# Aim of the exercise
Exclude the pictures and reproduce the remaining data exactly as written.
----------------
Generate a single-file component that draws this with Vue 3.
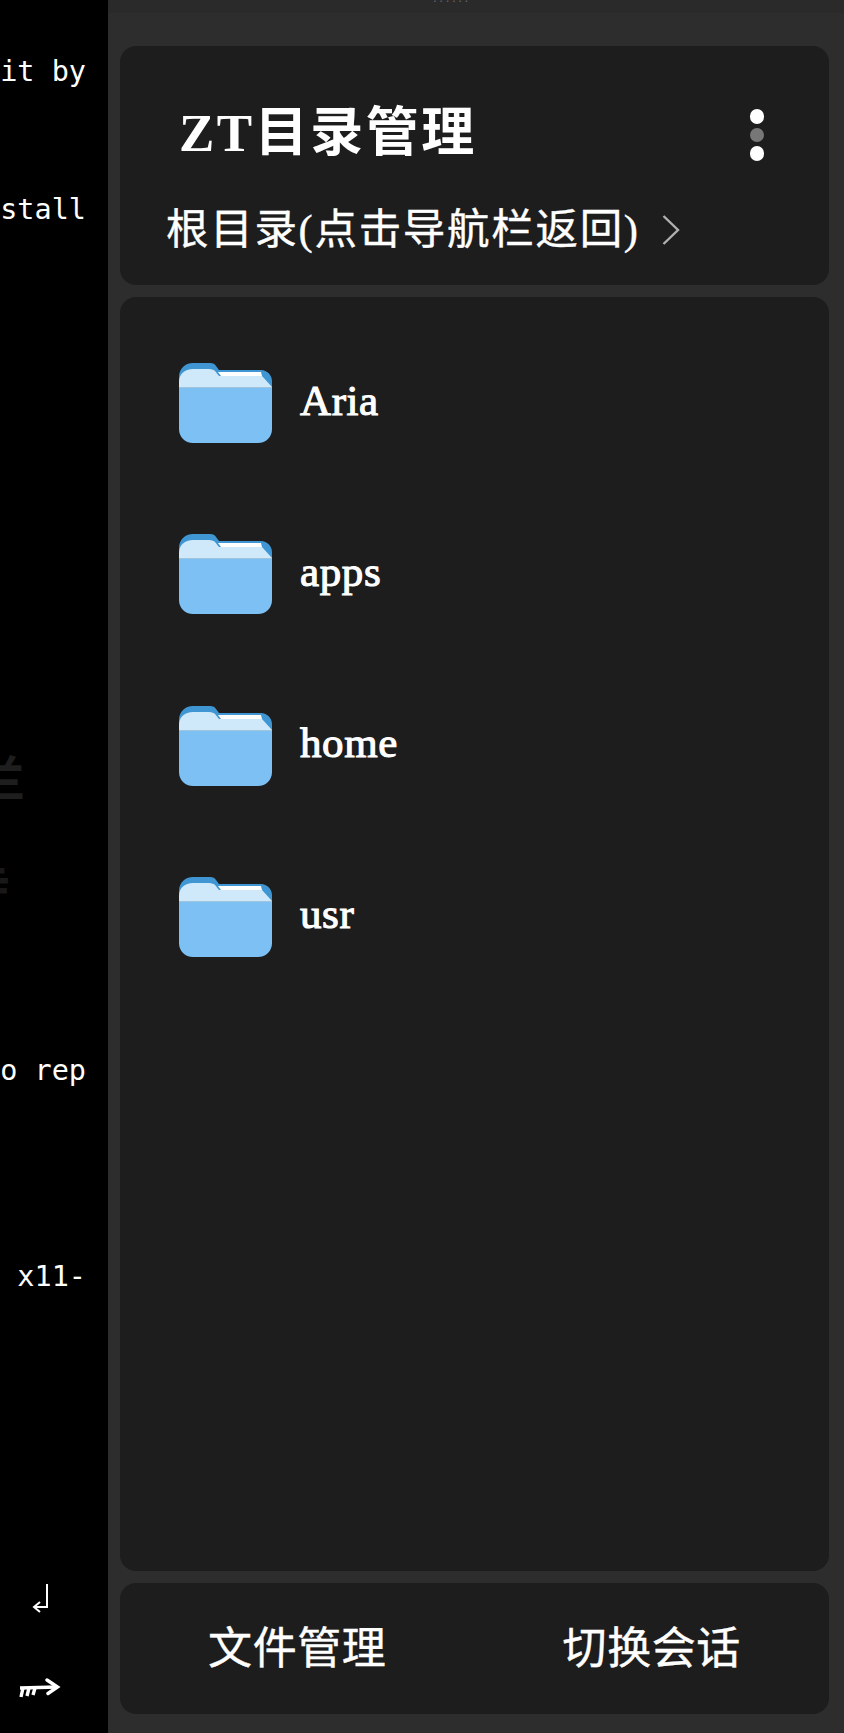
<script setup>
const folders = ['Aria', 'apps', 'home', 'usr']
const termLines = [
  { row: 0, text: 'it by' },
  { row: 4, text: 'stall' },
  { row: 29, text: 'o rep' },
  { row: 35, text: 'x11-' },
]
const rowPitch = 34.45
const rows = Array.from({ length: 36 }, (_, i) => termLines.find((l) => l.row === i)?.text ?? '')
</script>

<template>
  <div class="screen">
    <aside class="terminal">
      <div class="lines" :style="{ lineHeight: rowPitch + 'px' }">
        <div v-for="(t, i) in rows" :key="i" class="line">{{ t || '\u00a0' }}</div>
      </div>
      <div class="ghost">
        <span class="ghost-a">兰</span>
        <span class="ghost-b">寺</span>
      </div>
      <div class="keys">
        <svg class="key-enter" width="16" height="30" viewBox="0 0 16 30">
          <path d="M15 1V24H3M8 19L2 24L8 29" fill="none" stroke="#fff" stroke-width="2" />
        </svg>
        <svg class="key-tab" width="42" height="21" viewBox="0 0 42 21">
          <path d="M1 10L38 9" fill="none" stroke="#fff" stroke-width="3.4" />
          <path d="M28 2L38.5 9L29 15.5" fill="none" stroke="#fff" stroke-width="3.4" stroke-linecap="round" />
          <path d="M4 10L2 19M10 10L8 18M16 10L14 17" fill="none" stroke="#fff" stroke-width="3.4" />
        </svg>
      </div>
    </aside>

    <main class="panel">
      <div class="handle"><span class="handle-text">······</span></div>
      <div class="stack">
        <section class="card head">
          <div class="title-row">
            <h1 class="title">ZT目录管理</h1>
            <div class="menu">
              <i class="dot"></i>
              <i class="dot dim"></i>
              <i class="dot"></i>
            </div>
          </div>
          <div class="crumb">
            <span>根目录(点击导航栏返回)</span>
            <svg width="18" height="30" viewBox="0 0 18 30">
              <path d="M1.5 1L16 15L1.5 29" fill="none" stroke="#b0b0b0" stroke-width="2.4" />
            </svg>
          </div>
        </section>

        <section class="card list">
          <div v-for="f in folders" :key="f" class="row">
            <svg class="folder" width="93" height="80" viewBox="0 0 93 80">
              <path d="M0 22V14C0 6 6 0 14 0H31C34 0 36 1 37 3L40 7H82C88 7 93 12 93 18V26H0Z" fill="#3f96d2" />
              <path d="M0 27V19C0 11 6 6 14 6H30C33 6 35 7 36 8L40 13H83L93 24V27Z" fill="#cfe9fb" />
              <path d="M39 9H82L83 13H42Z" fill="#ffffff" />
              <path d="M0 24H93V66C93 74 87 80 79 80H14C6 80 0 74 0 66Z" fill="#7dc0f3" />
              <path d="M0 24H93V25H0Z" fill="#9fc4dc" />
            </svg>
            <span class="name">{{ f }}</span>
          </div>
        </section>

        <nav class="card foot">
          <span class="tab">文件管理</span>
          <span class="tab">切换会话</span>
        </nav>
      </div>
    </main>
  </div>
</template>

<style>
html, body { margin: 0; padding: 0; background: #000; }
</style>

<style scoped>
.screen {
  width: 844px;
  height: 1733px;
  display: flex;
  overflow: hidden;
  background: #000;
  font-family: "Liberation Serif", "Noto Sans CJK SC", serif;
  color: #fff;
}
.terminal {
  position: relative;
  width: 108px;
  flex: none;
  overflow: hidden;
  display: flex;
  flex-direction: column;
}
.lines {
  padding-top: 55px;
  font-family: "DejaVu Sans Mono", monospace;
  font-size: 28.5px;
  color: #fff;
}
.line {
  height: 34.45px;
  display: flex;
  justify-content: flex-end;
  padding-right: 22px;
  white-space: pre;
  overflow: hidden;
}
.ghost {
  position: absolute;
  left: -23px;
  top: 747px;
  font-family: "Noto Sans CJK SC", sans-serif;
  color: #1e1e1e;
  font-size: 48px;
  font-weight: 700;
  line-height: 56px;
  display: flex;
  flex-direction: column;
}
.ghost-b {
  margin-top: 52px;
  color: #181818;
  margin-left: -15px;
}
.keys {
  margin-top: auto;
  height: 150px;
  display: flex;
  flex-direction: column;
  align-items: flex-start;
  box-sizing: border-box;
}
.key-enter { margin-left: 32px; }
.key-tab { margin-top: 65px; margin-left: 19px; }
.panel {
  flex: 1;
  min-width: 0;
  background: #2d2d2d;
  display: flex;
  flex-direction: column;
}
.handle {
  height: 13px;
  background: #2a2a2a;
  display: flex;
  justify-content: center;
  overflow: hidden;
}
.handle-text {
  color: #666;
  font: 12px/4px "DejaVu Sans", sans-serif;
  letter-spacing: 2.5px;
  margin-right: 48px;
  height: 3px;
}
.stack {
  flex: 1;
  display: flex;
  flex-direction: column;
  gap: 12px;
  padding: 33px 15px 19px 12px;
  min-height: 0;
}
.card {
  background: #1d1d1d;
  border-radius: 16px;
}
.head {
  height: 239px;
  box-sizing: border-box;
  padding: 57px 65px 0 46px;
  flex: none;
}
.title-row {
  display: flex;
  justify-content: space-between;
  align-items: flex-start;
  padding-left: 13px;
}
.title {
  margin: 0;
  font-size: 53px;
  font-weight: 700;
  line-height: 60px;
  letter-spacing: 2.5px;
  font-family: "Liberation Serif", "Noto Sans CJK SC", serif;
}
.menu {
  display: flex;
  flex-direction: column;
  gap: 4px;
  padding-top: 6px;
}
.dot {
  display: block;
  width: 14.5px;
  height: 14.5px;
  border-radius: 50%;
  background: #fff;
}
.dot.dim { background: #777; }
.crumb {
  margin-top: 42px;
  display: flex;
  align-items: center;
  gap: 22px;
  font-size: 42.5px;
  line-height: 50px;
  letter-spacing: 1.7px;
  -webkit-text-stroke: 0.4px #fff;
}
.list {
  flex: 1;
  min-height: 0;
  padding: 66px 0 0 59px;
  display: flex;
  flex-direction: column;
  gap: 91.3px;
}
.row {
  display: flex;
  align-items: center;
  gap: 28px;
  height: 80px;
}
.folder { flex: none; }
.name {
  font-size: 43px;
  line-height: 50px;
  letter-spacing: 0.6px;
  -webkit-text-stroke: 1.1px #fff;
  margin-top: -5px;
}
.foot {
  height: 131px;
  flex: none;
  display: flex;
  align-items: center;
}
.tab {
  flex: 1;
  text-align: center;
  font-size: 44px;
  line-height: 50px;
  letter-spacing: 0.6px;
  -webkit-text-stroke: 0.4px #fff;
  margin-top: 3px;
}
</style>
----------------
# Task output
Generate a single-file component that draws this with Vue 3.
<script setup>
const folders = ['Aria', 'apps', 'home', 'usr']
const termLines = [
  { row: 0, text: 'it by' },
  { row: 4, text: 'stall' },
  { row: 29, text: 'o rep' },
  { row: 35, text: 'x11-' },
]
const rowPitch = 34.45
const rows = Array.from({ length: 36 }, (_, i) => termLines.find((l) => l.row === i)?.text ?? '')
</script>

<template>
  <div class="screen">
    <aside class="terminal">
      <div class="lines" :style="{ lineHeight: rowPitch + 'px' }">
        <div v-for="(t, i) in rows" :key="i" class="line">{{ t || '\u00a0' }}</div>
      </div>
      <div class="ghost">
        <span class="ghost-a">兰</span>
        <span class="ghost-b">寺</span>
      </div>
      <div class="keys">
        <svg class="key-enter" width="16" height="30" viewBox="0 0 16 30">
          <path d="M15 1V24H3M8 19L2 24L8 29" fill="none" stroke="#fff" stroke-width="2" />
        </svg>
        <svg class="key-tab" width="42" height="21" viewBox="0 0 42 21">
          <path d="M1 10L38 9" fill="none" stroke="#fff" stroke-width="3.4" />
          <path d="M28 2L38.5 9L29 15.5" fill="none" stroke="#fff" stroke-width="3.4" stroke-linecap="round" />
          <path d="M4 10L2 19M10 10L8 18M16 10L14 17" fill="none" stroke="#fff" stroke-width="3.4" />
        </svg>
      </div>
    </aside>

    <main class="panel">
      <div class="handle"><span class="handle-text">······</span></div>
      <div class="stack">
        <section class="card head">
          <div class="title-row">
            <h1 class="title">ZT目录管理</h1>
            <div class="menu">
              <i class="dot"></i>
              <i class="dot dim"></i>
              <i class="dot"></i>
            </div>
          </div>
          <div class="crumb">
            <span>根目录(点击导航栏返回)</span>
            <svg width="18" height="30" viewBox="0 0 18 30">
              <path d="M1.5 1L16 15L1.5 29" fill="none" stroke="#b0b0b0" stroke-width="2.4" />
            </svg>
          </div>
        </section>

        <section class="card list">
          <div v-for="f in folders" :key="f" class="row">
            <svg class="folder" width="93" height="80" viewBox="0 0 93 80">
              <path d="M0 22V14C0 6 6 0 14 0H31C34 0 36 1 37 3L40 7H82C88 7 93 12 93 18V26H0Z" fill="#3f96d2" />
              <path d="M0 27V19C0 11 6 6 14 6H30C33 6 35 7 36 8L40 13H83L93 24V27Z" fill="#cfe9fb" />
              <path d="M39 9H82L83 13H42Z" fill="#ffffff" />
              <path d="M0 24H93V66C93 74 87 80 79 80H14C6 80 0 74 0 66Z" fill="#7dc0f3" />
              <path d="M0 24H93V25H0Z" fill="#9fc4dc" />
            </svg>
            <span class="name">{{ f }}</span>
          </div>
        </section>

        <nav class="card foot">
          <span class="tab">文件管理</span>
          <span class="tab">切换会话</span>
        </nav>
      </div>
    </main>
  </div>
</template>

<style>
html, body { margin: 0; padding: 0; background: #000; }
</style>

<style scoped>
.screen {
  width: 844px;
  height: 1733px;
  display: flex;
  overflow: hidden;
  background: #000;
  font-family: "Liberation Serif", "Noto Sans CJK SC", serif;
  color: #fff;
}
.terminal {
  position: relative;
  width: 108px;
  flex: none;
  overflow: hidden;
  display: flex;
  flex-direction: column;
}
.lines {
  padding-top: 55px;
  font-family: "DejaVu Sans Mono", monospace;
  font-size: 28.5px;
  color: #fff;
}
.line {
  height: 34.45px;
  display: flex;
  justify-content: flex-end;
  padding-right: 22px;
  white-space: pre;
  overflow: hidden;
}
.ghost {
  position: absolute;
  left: -23px;
  top: 747px;
  font-family: "Noto Sans CJK SC", sans-serif;
  color: #1e1e1e;
  font-size: 48px;
  font-weight: 700;
  line-height: 56px;
  display: flex;
  flex-direction: column;
}
.ghost-b {
  margin-top: 52px;
  color: #181818;
  margin-left: -15px;
}
.keys {
  margin-top: auto;
  height: 150px;
  display: flex;
  flex-direction: column;
  align-items: flex-start;
  box-sizing: border-box;
}
.key-enter { margin-left: 32px; }
.key-tab { margin-top: 65px; margin-left: 19px; }
.panel {
  flex: 1;
  min-width: 0;
  background: #2d2d2d;
  display: flex;
  flex-direction: column;
}
.handle {
  height: 13px;
  background: #2a2a2a;
  display: flex;
  justify-content: center;
  overflow: hidden;
}
.handle-text {
  color: #666;
  font: 12px/4px "DejaVu Sans", sans-serif;
  letter-spacing: 2.5px;
  margin-right: 48px;
  height: 3px;
}
.stack {
  flex: 1;
  display: flex;
  flex-direction: column;
  gap: 12px;
  padding: 33px 15px 19px 12px;
  min-height: 0;
}
.card {
  background: #1d1d1d;
  border-radius: 16px;
}
.head {
  height: 239px;
  box-sizing: border-box;
  padding: 57px 65px 0 46px;
  flex: none;
}
.title-row {
  display: flex;
  justify-content: space-between;
  align-items: flex-start;
  padding-left: 13px;
}
.title {
  margin: 0;
  font-size: 53px;
  font-weight: 700;
  line-height: 60px;
  letter-spacing: 2.5px;
  font-family: "Liberation Serif", "Noto Sans CJK SC", serif;
}
.menu {
  display: flex;
  flex-direction: column;
  gap: 4px;
  padding-top: 6px;
}
.dot {
  display: block;
  width: 14.5px;
  height: 14.5px;
  border-radius: 50%;
  background: #fff;
}
.dot.dim { background: #777; }
.crumb {
  margin-top: 42px;
  display: flex;
  align-items: center;
  gap: 22px;
  font-size: 42.5px;
  line-height: 50px;
  letter-spacing: 1.7px;
  -webkit-text-stroke: 0.4px #fff;
}
.list {
  flex: 1;
  min-height: 0;
  padding: 66px 0 0 59px;
  display: flex;
  flex-direction: column;
  gap: 91.3px;
}
.row {
  display: flex;
  align-items: center;
  gap: 28px;
  height: 80px;
}
.folder { flex: none; }
.name {
  font-size: 43px;
  line-height: 50px;
  letter-spacing: 0.6px;
  -webkit-text-stroke: 1.1px #fff;
  margin-top: -5px;
}
.foot {
  height: 131px;
  flex: none;
  display: flex;
  align-items: center;
}
.tab {
  flex: 1;
  text-align: center;
  font-size: 44px;
  line-height: 50px;
  letter-spacing: 0.6px;
  -webkit-text-stroke: 0.4px #fff;
  margin-top: 3px;
}
</style>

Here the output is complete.